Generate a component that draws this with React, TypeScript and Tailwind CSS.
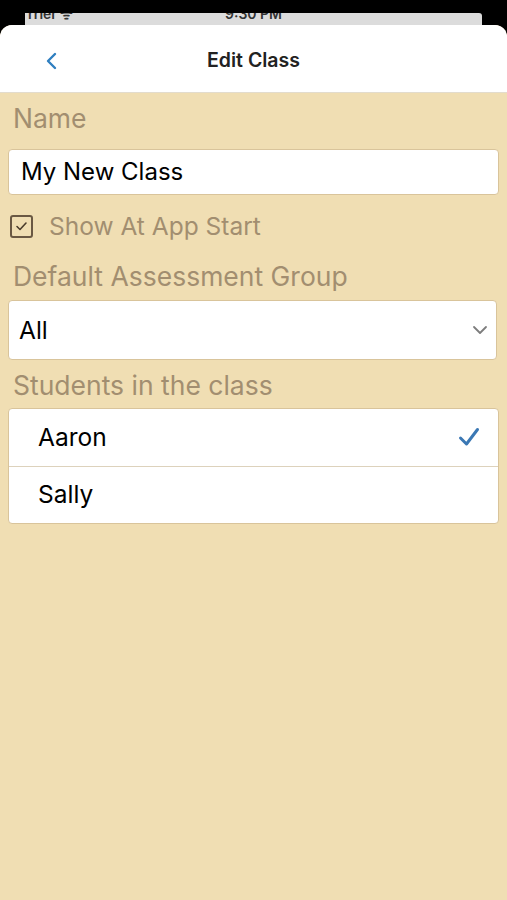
import React from "react";

const font = { fontFamily: "Inter, 'Open Sans', sans-serif" };

function Label({ children }: { children: React.ReactNode }) {
  return <div className="px-[13px] text-[26.5px] leading-none text-[#a28e70]">{children}</div>;
}

export default function App() {
  const students = [
    { name: "Aaron", checked: true },
    { name: "Sally", checked: false },
  ];

  return (
    <div className="min-h-screen h-[900px] bg-black flex flex-col" style={font}>
      {/* status bar from the sheet behind */}
      <div className="h-[25px] pt-[13px] px-[25px] flex-none">
        <div className="h-[12px] w-[457px] bg-[#dcdcdc] rounded-tr-[3px] overflow-hidden relative text-[14px] leading-[16px] font-semibold text-[#333]">
          <span className="absolute left-[3px] -top-[7px]">rrier ᯤ</span>
          <span className="absolute left-[200px] -top-[7px]">9:30 PM</span>
        </div>
      </div>

      {/* sheet */}
      <div className="flex-1 rounded-t-[12px] overflow-hidden bg-[#f0deb3] flex flex-col">
        <div className="h-[68px] bg-white border-b border-[#e3dccd] flex items-center relative flex-none">
          <svg className="absolute left-[45px] top-[27px]" width="13" height="18" viewBox="0 0 13 18">
            <path d="M10 2 L3 9 L10 16" fill="none" stroke="#2f7fc0" strokeWidth="2.4" strokeLinecap="round" strokeLinejoin="round" />
          </svg>
          <div className="w-full text-center text-[19.5px] font-semibold text-[#222] pt-[5px]">Edit Class</div>
        </div>

        <div className="flex flex-col pt-[12px]">
          <Label>Name</Label>
          <div className="mx-[8px] mt-[17px] h-[46px] bg-white rounded-[4px] border border-[#d9c49b] flex items-center px-[12px] text-[24px] text-black">
            My New Class
          </div>

          <div className="mt-[20px] flex items-center px-[10px] h-[24px]">
            <div className="w-[23px] h-[23px] border-2 border-[#6a5843] rounded-[3px] flex items-center justify-center">
              <svg width="13" height="11" viewBox="0 0 13 11">
                <path d="M2 5.5 L5 8.5 L11 2" fill="none" stroke="#4a3c2c" strokeWidth="1.6" strokeLinecap="round" strokeLinejoin="round" />
              </svg>
            </div>
            <span className="ml-[16px] text-[24.5px] text-[#a28e70]">Show At App Start</span>
          </div>

          <div className="mt-[24px]">
            <Label>Default Assessment Group</Label>
          </div>
          <div className="ml-[8px] mr-[10px] mt-[11px] h-[60px] bg-white rounded-[4px] border border-[#d9c49b] flex items-center justify-between pl-[10px] pr-[8px] text-[24.5px] text-black">
            <span>All</span>
            <svg width="16" height="10" viewBox="0 0 16 10">
              <path d="M2 2 L8 8 L14 2" fill="none" stroke="#7d7d7d" strokeWidth="1.8" strokeLinecap="round" strokeLinejoin="round" />
            </svg>
          </div>

          <div className="mt-[12px]">
            <Label>Students in the class</Label>
          </div>
          <div className="mx-[8px] mt-[9px] bg-white rounded-[4px] border border-[#d9c49b] overflow-hidden">
            {students.map((s, i) => (
              <div
                key={s.name}
                className={`h-[57px] flex items-center justify-between pl-[29px] pr-[18px] text-[24.5px] text-black ${i > 0 ? "border-t border-[#ddd2bc]" : ""}`}
              >
                <span>{s.name}</span>
                {s.checked && (
                  <svg width="22" height="20" viewBox="0 0 22 20">
                    <path d="M2.5 11 L8.5 17 L19.5 2.5" fill="none" stroke="#3b78b4" strokeWidth="3" strokeLinecap="round" strokeLinejoin="round" />
                  </svg>
                )}
              </div>
            ))}
          </div>
        </div>
      </div>
    </div>
  );
}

________________________

> **GIVEN TASK**
Copy the data exactly. Any picture it contains is to be omitted.

> **COMPLETE ANSWER**
Generate a component that draws this with React, TypeScript and Tailwind CSS.
import React from "react";

const font = { fontFamily: "Inter, 'Open Sans', sans-serif" };

function Label({ children }: { children: React.ReactNode }) {
  return <div className="px-[13px] text-[26.5px] leading-none text-[#a28e70]">{children}</div>;
}

export default function App() {
  const students = [
    { name: "Aaron", checked: true },
    { name: "Sally", checked: false },
  ];

  return (
    <div className="min-h-screen h-[900px] bg-black flex flex-col" style={font}>
      {/* status bar from the sheet behind */}
      <div className="h-[25px] pt-[13px] px-[25px] flex-none">
        <div className="h-[12px] w-[457px] bg-[#dcdcdc] rounded-tr-[3px] overflow-hidden relative text-[14px] leading-[16px] font-semibold text-[#333]">
          <span className="absolute left-[3px] -top-[7px]">rrier ᯤ</span>
          <span className="absolute left-[200px] -top-[7px]">9:30 PM</span>
        </div>
      </div>

      {/* sheet */}
      <div className="flex-1 rounded-t-[12px] overflow-hidden bg-[#f0deb3] flex flex-col">
        <div className="h-[68px] bg-white border-b border-[#e3dccd] flex items-center relative flex-none">
          <svg className="absolute left-[45px] top-[27px]" width="13" height="18" viewBox="0 0 13 18">
            <path d="M10 2 L3 9 L10 16" fill="none" stroke="#2f7fc0" strokeWidth="2.4" strokeLinecap="round" strokeLinejoin="round" />
          </svg>
          <div className="w-full text-center text-[19.5px] font-semibold text-[#222] pt-[5px]">Edit Class</div>
        </div>

        <div className="flex flex-col pt-[12px]">
          <Label>Name</Label>
          <div className="mx-[8px] mt-[17px] h-[46px] bg-white rounded-[4px] border border-[#d9c49b] flex items-center px-[12px] text-[24px] text-black">
            My New Class
          </div>

          <div className="mt-[20px] flex items-center px-[10px] h-[24px]">
            <div className="w-[23px] h-[23px] border-2 border-[#6a5843] rounded-[3px] flex items-center justify-center">
              <svg width="13" height="11" viewBox="0 0 13 11">
                <path d="M2 5.5 L5 8.5 L11 2" fill="none" stroke="#4a3c2c" strokeWidth="1.6" strokeLinecap="round" strokeLinejoin="round" />
              </svg>
            </div>
            <span className="ml-[16px] text-[24.5px] text-[#a28e70]">Show At App Start</span>
          </div>

          <div className="mt-[24px]">
            <Label>Default Assessment Group</Label>
          </div>
          <div className="ml-[8px] mr-[10px] mt-[11px] h-[60px] bg-white rounded-[4px] border border-[#d9c49b] flex items-center justify-between pl-[10px] pr-[8px] text-[24.5px] text-black">
            <span>All</span>
            <svg width="16" height="10" viewBox="0 0 16 10">
              <path d="M2 2 L8 8 L14 2" fill="none" stroke="#7d7d7d" strokeWidth="1.8" strokeLinecap="round" strokeLinejoin="round" />
            </svg>
          </div>

          <div className="mt-[12px]">
            <Label>Students in the class</Label>
          </div>
          <div className="mx-[8px] mt-[9px] bg-white rounded-[4px] border border-[#d9c49b] overflow-hidden">
            {students.map((s, i) => (
              <div
                key={s.name}
                className={`h-[57px] flex items-center justify-between pl-[29px] pr-[18px] text-[24.5px] text-black ${i > 0 ? "border-t border-[#ddd2bc]" : ""}`}
              >
                <span>{s.name}</span>
                {s.checked && (
                  <svg width="22" height="20" viewBox="0 0 22 20">
                    <path d="M2.5 11 L8.5 17 L19.5 2.5" fill="none" stroke="#3b78b4" strokeWidth="3" strokeLinecap="round" strokeLinejoin="round" />
                  </svg>
                )}
              </div>
            ))}
          </div>
        </div>
      </div>
    </div>
  );
}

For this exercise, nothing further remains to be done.